Under the MCI lens tell me of the 7th June when the First Crusade arrive at Jerusalem.
On 7 June 1099, after roughly three years on the road and catastrophic attrition — an army that had set out tens of thousands strong reduced to perhaps twelve to fifteen thousand effectives — the vanguard of the First Crusade crested the ridge the pilgrims called Montjoie and saw Jerusalem for the first time. Men wept, knelt, kissed the ground. The object of the entire expedition was finally in view. Within days the siege lines were drawn; on 15 July the city fell, followed by the massacre of its Muslim and Jewish inhabitants; on 12 August the Fatimid relief army was broken at Ascalon.
Run through the MCI lens, the arrival is the most revealing moment of the whole episode — more than the fall — because it is the threshold instant where maximal coherence stands poised over an act the durability criterion will judge self-undermining.
The system at the Sun–Authoritarian extreme. By the four-quadrant map the crusade is almost a pure specimen of Centralised Coherence: total strategic direction toward a single object, the civilisational-builder energy and the dangerous-concentration risk fused into one body. What is striking is that it lacked even the coherence its quadrant promises — Raymond of Toulouse and Godfrey of Bouillon were rivals, the princes quarrelled over command and spoils. So the crusade carried the concentration hazard of Sun–Authoritarian with the fragmentation hazard of its libertarian neighbour: maximum reach, minimal Moon function. The barefoot penitential procession around the walls on 8 July is the one Moon-shaped act in the sequence — fasting, humility, self-abasement — but it was instrumentalised entirely toward the Sun goal of taking the city. The form of constraint in the service of unrestrained generativity.

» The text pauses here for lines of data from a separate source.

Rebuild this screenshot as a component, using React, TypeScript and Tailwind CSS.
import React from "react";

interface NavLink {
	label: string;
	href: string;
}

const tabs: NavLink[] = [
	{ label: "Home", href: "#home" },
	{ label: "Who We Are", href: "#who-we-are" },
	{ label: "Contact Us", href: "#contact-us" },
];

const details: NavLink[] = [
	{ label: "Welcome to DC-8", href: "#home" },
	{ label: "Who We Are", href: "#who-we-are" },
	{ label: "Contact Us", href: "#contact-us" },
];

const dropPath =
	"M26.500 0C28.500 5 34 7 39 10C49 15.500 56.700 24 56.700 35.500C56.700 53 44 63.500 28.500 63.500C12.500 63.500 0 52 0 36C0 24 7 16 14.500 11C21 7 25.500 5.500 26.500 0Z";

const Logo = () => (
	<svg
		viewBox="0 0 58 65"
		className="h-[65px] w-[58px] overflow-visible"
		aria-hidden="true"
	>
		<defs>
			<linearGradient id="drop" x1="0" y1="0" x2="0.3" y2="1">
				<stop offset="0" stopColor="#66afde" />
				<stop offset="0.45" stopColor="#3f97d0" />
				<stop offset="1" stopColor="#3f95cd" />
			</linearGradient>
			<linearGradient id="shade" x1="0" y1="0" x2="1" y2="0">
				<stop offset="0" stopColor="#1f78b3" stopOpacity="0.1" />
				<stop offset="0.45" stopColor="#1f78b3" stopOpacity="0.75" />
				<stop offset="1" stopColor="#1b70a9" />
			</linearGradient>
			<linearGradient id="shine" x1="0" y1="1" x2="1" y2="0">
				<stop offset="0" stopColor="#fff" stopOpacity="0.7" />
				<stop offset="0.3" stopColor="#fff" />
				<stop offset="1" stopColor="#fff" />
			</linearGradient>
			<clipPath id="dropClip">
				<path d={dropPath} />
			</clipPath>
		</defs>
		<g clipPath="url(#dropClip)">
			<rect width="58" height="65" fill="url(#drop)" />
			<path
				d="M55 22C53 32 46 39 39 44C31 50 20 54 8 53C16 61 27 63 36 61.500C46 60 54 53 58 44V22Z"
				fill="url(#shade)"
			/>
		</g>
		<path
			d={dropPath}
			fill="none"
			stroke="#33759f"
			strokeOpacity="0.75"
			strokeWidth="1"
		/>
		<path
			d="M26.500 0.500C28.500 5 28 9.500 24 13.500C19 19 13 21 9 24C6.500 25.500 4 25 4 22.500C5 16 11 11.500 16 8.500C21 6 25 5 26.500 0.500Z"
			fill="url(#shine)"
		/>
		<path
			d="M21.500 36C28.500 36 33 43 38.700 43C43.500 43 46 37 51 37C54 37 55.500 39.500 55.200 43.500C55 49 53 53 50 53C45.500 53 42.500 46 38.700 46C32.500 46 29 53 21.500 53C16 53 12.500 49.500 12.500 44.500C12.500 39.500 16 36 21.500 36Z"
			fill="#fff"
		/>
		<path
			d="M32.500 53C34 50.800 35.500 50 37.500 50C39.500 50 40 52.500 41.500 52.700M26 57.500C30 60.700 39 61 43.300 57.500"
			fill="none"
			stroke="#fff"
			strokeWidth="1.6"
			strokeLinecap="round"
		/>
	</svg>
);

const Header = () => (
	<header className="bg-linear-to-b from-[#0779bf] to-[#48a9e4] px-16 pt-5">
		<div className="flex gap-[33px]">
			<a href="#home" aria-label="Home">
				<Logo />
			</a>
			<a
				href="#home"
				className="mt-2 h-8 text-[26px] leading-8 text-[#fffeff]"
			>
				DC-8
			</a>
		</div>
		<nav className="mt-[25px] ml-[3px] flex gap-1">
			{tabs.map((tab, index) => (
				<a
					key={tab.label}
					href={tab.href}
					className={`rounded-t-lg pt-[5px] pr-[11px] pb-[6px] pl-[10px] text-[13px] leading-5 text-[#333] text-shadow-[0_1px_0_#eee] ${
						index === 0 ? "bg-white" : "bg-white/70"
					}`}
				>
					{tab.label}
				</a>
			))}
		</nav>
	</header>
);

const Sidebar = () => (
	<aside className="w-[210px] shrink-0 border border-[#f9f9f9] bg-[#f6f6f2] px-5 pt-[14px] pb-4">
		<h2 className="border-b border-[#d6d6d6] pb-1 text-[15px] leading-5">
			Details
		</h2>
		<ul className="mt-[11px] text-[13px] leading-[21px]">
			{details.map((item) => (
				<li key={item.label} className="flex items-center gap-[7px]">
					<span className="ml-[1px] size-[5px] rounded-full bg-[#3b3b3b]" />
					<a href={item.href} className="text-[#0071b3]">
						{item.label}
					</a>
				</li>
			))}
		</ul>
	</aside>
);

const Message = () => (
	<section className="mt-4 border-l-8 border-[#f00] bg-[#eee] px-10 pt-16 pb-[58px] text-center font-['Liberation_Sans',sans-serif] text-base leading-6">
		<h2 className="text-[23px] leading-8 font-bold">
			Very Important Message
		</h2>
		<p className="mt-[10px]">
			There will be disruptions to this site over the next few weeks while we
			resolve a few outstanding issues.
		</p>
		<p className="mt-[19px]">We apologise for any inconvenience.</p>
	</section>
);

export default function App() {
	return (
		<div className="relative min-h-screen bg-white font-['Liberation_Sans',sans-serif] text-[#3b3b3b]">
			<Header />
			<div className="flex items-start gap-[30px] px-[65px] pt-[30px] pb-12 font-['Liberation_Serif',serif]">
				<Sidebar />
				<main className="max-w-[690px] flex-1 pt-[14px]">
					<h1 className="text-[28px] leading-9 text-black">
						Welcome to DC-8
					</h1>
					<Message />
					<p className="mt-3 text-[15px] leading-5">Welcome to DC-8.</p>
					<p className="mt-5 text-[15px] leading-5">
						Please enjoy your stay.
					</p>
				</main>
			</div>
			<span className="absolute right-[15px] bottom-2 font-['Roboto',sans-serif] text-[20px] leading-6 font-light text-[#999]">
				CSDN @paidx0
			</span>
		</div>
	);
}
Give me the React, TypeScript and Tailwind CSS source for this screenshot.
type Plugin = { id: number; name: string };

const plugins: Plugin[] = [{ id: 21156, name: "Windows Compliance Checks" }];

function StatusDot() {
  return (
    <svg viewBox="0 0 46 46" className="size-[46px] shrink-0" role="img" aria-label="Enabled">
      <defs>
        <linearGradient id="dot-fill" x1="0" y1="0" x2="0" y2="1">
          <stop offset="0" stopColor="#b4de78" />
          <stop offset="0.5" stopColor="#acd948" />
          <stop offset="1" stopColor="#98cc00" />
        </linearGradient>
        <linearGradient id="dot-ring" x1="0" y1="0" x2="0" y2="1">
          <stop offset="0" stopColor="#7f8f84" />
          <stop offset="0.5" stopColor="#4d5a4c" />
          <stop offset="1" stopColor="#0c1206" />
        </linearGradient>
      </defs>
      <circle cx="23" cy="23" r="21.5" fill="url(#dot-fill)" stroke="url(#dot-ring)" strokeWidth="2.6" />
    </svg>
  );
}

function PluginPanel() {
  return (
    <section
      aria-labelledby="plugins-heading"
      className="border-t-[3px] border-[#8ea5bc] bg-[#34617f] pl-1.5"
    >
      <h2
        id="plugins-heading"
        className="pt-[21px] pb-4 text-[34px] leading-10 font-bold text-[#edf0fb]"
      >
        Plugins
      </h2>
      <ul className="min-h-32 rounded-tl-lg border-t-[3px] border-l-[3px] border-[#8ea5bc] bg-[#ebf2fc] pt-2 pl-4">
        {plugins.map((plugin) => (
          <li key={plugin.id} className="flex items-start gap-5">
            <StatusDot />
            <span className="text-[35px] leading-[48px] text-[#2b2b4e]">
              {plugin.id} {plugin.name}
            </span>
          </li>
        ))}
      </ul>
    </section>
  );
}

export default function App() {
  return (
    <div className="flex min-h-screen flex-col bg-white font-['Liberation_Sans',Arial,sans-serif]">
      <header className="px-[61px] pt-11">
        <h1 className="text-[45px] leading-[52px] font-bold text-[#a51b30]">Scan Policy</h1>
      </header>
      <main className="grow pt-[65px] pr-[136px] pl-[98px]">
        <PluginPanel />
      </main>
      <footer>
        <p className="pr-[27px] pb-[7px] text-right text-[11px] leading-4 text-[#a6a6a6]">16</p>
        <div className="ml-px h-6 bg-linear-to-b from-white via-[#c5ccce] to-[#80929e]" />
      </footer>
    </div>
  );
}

Fragility-awareness, half-blind. The crusaders modelled their own fragility acutely: the wells the governor Iftikhar ad-Daula had poisoned or stopped, the absence of timber until the Genoese fleet beached at Jaffa, the dry-season thirst, the Egyptian army marching north. But fragility-awareness in the constitutional sense means modelling the vulnerability of the substrate one depends on — and there the system was blind. Any durable Latin polity in the Levant would rest on the surviving social, commercial, and intercommunal fabric of the region. The arrival was the prelude to destroying exactly that. They saw the fragility of their position and not the fragility of the world they were entering.
Diversity collapse as the project itself. They arrived into a genuinely plural landscape — Fatimid Shia rulers who had themselves just taken the city from the Sunni Seljuks in 1098, a mixed population of Muslims, Jews, and Eastern Christians. The enterprise was not diversity-preserving but its inverse: the deliberate collapse of a heterogeneous religious-political state-space into a single attractor, Latin Christian rule. The 15 July massacre is that collapse made literal. Under the lens, 7 June is the moment the system stands at the edge of a diversity-extinguishing act.
Non-domination, foreclosed. Domination in the republican sense — arbitrary, unaccountable power over others' option sets — is the whole structure of the undertaking. Negotiated terms were on the table; conquest foreclosed them.
Legitimacy: maximal in form, absent in substance. This is the sharpest reading. The crusade carried overwhelming legitimacy within its own constituency: papal authorisation from Clermont, relic and vision apparatus, penance, sacred framing. But MCI legitimacy is acceptance by those affected by the operation, and with the population about to be subjected it was nil. The system maximised internal sanction while holding zero standing with the substrate it would govern — performed legitimacy, the sacred form without the constitutional substance.
The unified failure mode — form without substance. Put together, this is the series' signature failure instantiated at the scale of a conquering polity. The crusade arrived clothed in the complete form of a legitimate, divinely-mandated restoration while the substance — a durable, accepted order — was missing. Judged by the durability criterion (a system is superior only when its operation makes the conditions of its own continued legitimate existence more durable, not less), the taking of Jerusalem made those conditions less durable. A kingdom founded on massacre and the erasure of its own substrate was perpetually fragile, dependent on endless reinforcement, and structurally pointed toward Hattin and 1187 from the day it was won.
So the lens inverts the usual register of the moment. The weeping on the ridge marks the peak of capability and coherence — the Sun at its zenith. The constitutional question was never whether they could take the city. It was whether the taking sustained the conditions of legitimate existence. On 7 June 1099, with the city finally in sight, the answer was already no.